US-Emirati Scandal: Three US Ex-intelligence Officials Admit to Hacking for UAE
Three former US intelligence agents admitted in a Virginia court on Tuesday to taking part in a United Arab Emirates (UAE) hacking operation aimed at enemies and rivals of the Gulf nation.
Marc Baier, 49, Ryan Adams, 34, and Daniel Gericke, 40, agreed to pay a cumulative $1.7m in penalties, the amount they earned while working for the UAE, to resolve charges of violating US export controls, computer fraud and illegal use of other people’s computer access.
The federal district court in Alexandria, Virginia agreed to defer prosecution for three years in the complex case, which highlighted the global market of government’s seeking highly trained computer security experts to spy on perceived enemies and threats.
Baier, Adams and Gericke were part of a clandestine unit named Project Raven, first reported by Reuters, which hacked into the accounts of human rights activists, journalists and rival governments at the behest of the UAE’s monarchy.
The three defendants had previously worked in the US intelligence community, including the National Security Agency and in the military.

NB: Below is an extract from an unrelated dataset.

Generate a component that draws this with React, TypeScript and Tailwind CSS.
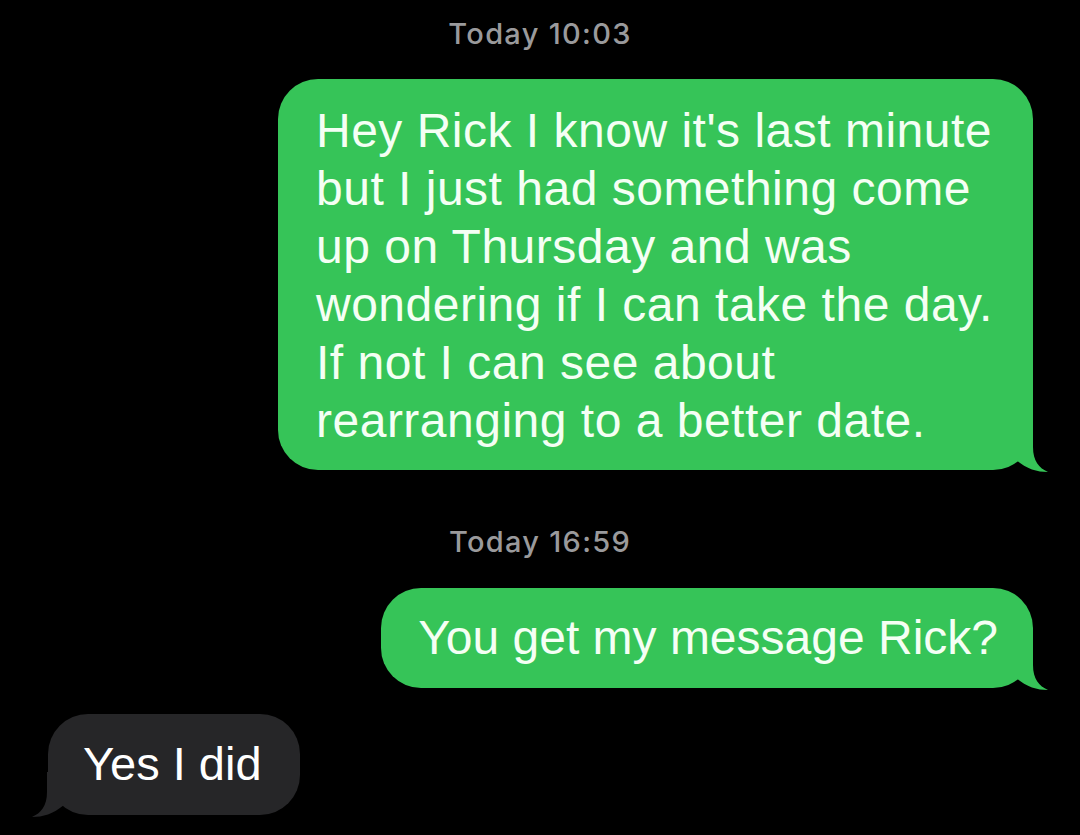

According to the justice department, they had originally worked for a US company providing cyber intelligence operations for the UAE government that met US regulations.
The men then moved in 2016 to higher-paying jobs at a UAE government-linked company, identified in media reports as DarkMatter, where they began carrying out hacking jobs on designated targets, including servers inside the US.
Media reports said the targets were both inside and outside the country, and the operation’s methods consisted largely of uploading malware and exploiting software and hardware vulnerabilities to break into and gain control of servers, phones and other digital equipment.
The former programme operatives said they believed they were following the law because superiors promised them the US government had approved the work.
Baier, Adams and Gericke admitted to deploying a sophisticated cyberweapon called “Karma” that allowed the UAE to hack into Apple iPhones without requiring a target to click on malicious links, according to court papers.
Karma allowed users to access tens of millions of devices and qualified as an intelligence gathering system under federal export control rules.